Sustentabilidade e direitos humanos

“Exortamos a União Europeia a fazer negociações comerciais com o Brasil sob as condições: a defesa da Declaração das Nações Unidas sobre os direitos dos povos indígenas; a melhora dos procedimentos para rastrear commodities no que concerne ao desmatamento e aos conflitos indígenas; e a consulta e obtenção do consentimento de povos indígenas e comunidades locais para definir estrita, social e ambientalmente os critérios para as commodities negociadas”, diz a carta veiculada no periódico científico.

A carta ressalta que a UE comprou mais de 3 bilhões de euros de ferro do Brasil em 2017 – “a despeito de perigosos padrões de segurança e do extenso desmatamento impulsionado pela mineração” – e, em 2011, importou carne bovina de pecuária brasileira associada a um desmatamento de “mais de 300 campos de futebol por dia”.


Segundo dados do Ministério da Economia, as exportações para a UE representaram 17,56% do total do Brasil em 2018 – um total de mais de US$ 42 bilhões, com superávit de US$ 7,3 bilhões. A exportação de carne responde por cerca de US$ 500 milhões deste total, minério de ferro soma quase US$ 2,9 bilhões e cobre, US$ 1,5 bilhão.

De acordo com dados divulgados em novembro pelos ministérios do Meio Ambiente e da Ciência, Tecnologia, Inovações e Comunicações, a Amazônia enfrenta índices recordes de desmatamento.

Os sistemas do Projeto de Monitoramento do Desmatamento da Amazônia Legal por Satélite (Prodes) registraram um aumento de 13,7% do desmatamento em relação aos 12 meses anteriores – o maior número registrado em dez anos. Isso significa que, no período, foram suprimidos 7.900 quilômetros quadrados de floresta amazônica, o equivalente a mais de cinco vezes a área do município de São Paulo.

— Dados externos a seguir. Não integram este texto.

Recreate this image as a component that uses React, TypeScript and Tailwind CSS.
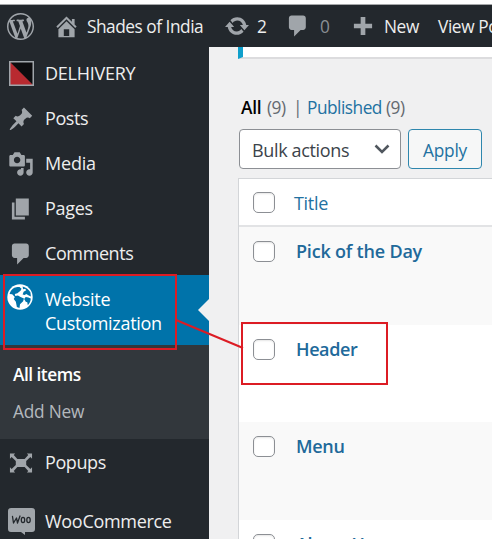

A principal vilã é a pecuária. Estudo realizado pela Organização das Nações Unidas para a Alimentação e Agricultura (FAO) em 2016 apontou que 80% do desmatamento do Brasil se deve à conversão de áreas florestais em pastagens.

Principal autora do texto, a bióloga especialista em conservação ambiental Laura Kehoe, pesquisadora da Universidade de Oxford, acredita que, como forte parceria comercial, a Europa é corresponsável pelo desmatamento brasileiro.

“Queremos que a União Europeia pare de ‘importar o desmatamento’ e se torne um líder mundial em comércio sustentável”, disse ela. “Nós protegemos florestas e direitos humanos ‘em casa’, por que temos regras diferentes para nossas importações?”

“É crucial que a União Europeia defina critérios para o comércio sustentável com seus principais parceiros, inclusive as partes mais afetadas, neste caso as comunidades locais brasileiras”, afirmou a bióloga conservacionista Malika Virah-Sawmy, pesquisadora da Universidade Humboldt de Berlim.

 Europeia pare de ‘importar o desmatamento’ e se torne um líder mundial em comércio sustentável”,

Se o órgão acatar as sugestões, será preciso definir de que maneira o Brasil – e outros parceiros comerciais da UE – precisaram criar organismos e estabelecer as métricas para o cumprimento das exigências.

Medidas do governo Bolsonaro

De acordo com o brasileiro Tiago Reis, foram dois meses de articulação entre os cientistas europeus para que a carta fosse consolidada e os signatários, reunidos.

“Criamos o texto acompanhando a evolução do novo governo brasileiro. Estávamos preocupados com as promessas de campanha, mas quando essas promessas passaram a ser concretizadas, com edição de decretos, decidimos que precisávamos fazer algo”, disse ele.

“Existe, hoje, um discurso no Brasil que promove a invasão de terras protegidas e o desmatamento. Isso gerou sinais de alerta na comunidade científica internacional.”

A carta publicada pela Science ainda afirma que o governo do presidente Jair Bolsonaro (PSL) trabalha “para desmantelar as políticas anti-desmatamento” e ameaça “direitos indígenas e áreas naturais”. Além de ser assinada pelos 602 cientistas europeus, a carta tem o apoio de duas entidades brasileiras, que juntas representam 300 povos indígenas: a Coordenação das Organizações Indígenas da Amazônia Brasileira e a Articulação dos Povos Indígenas do Brasil.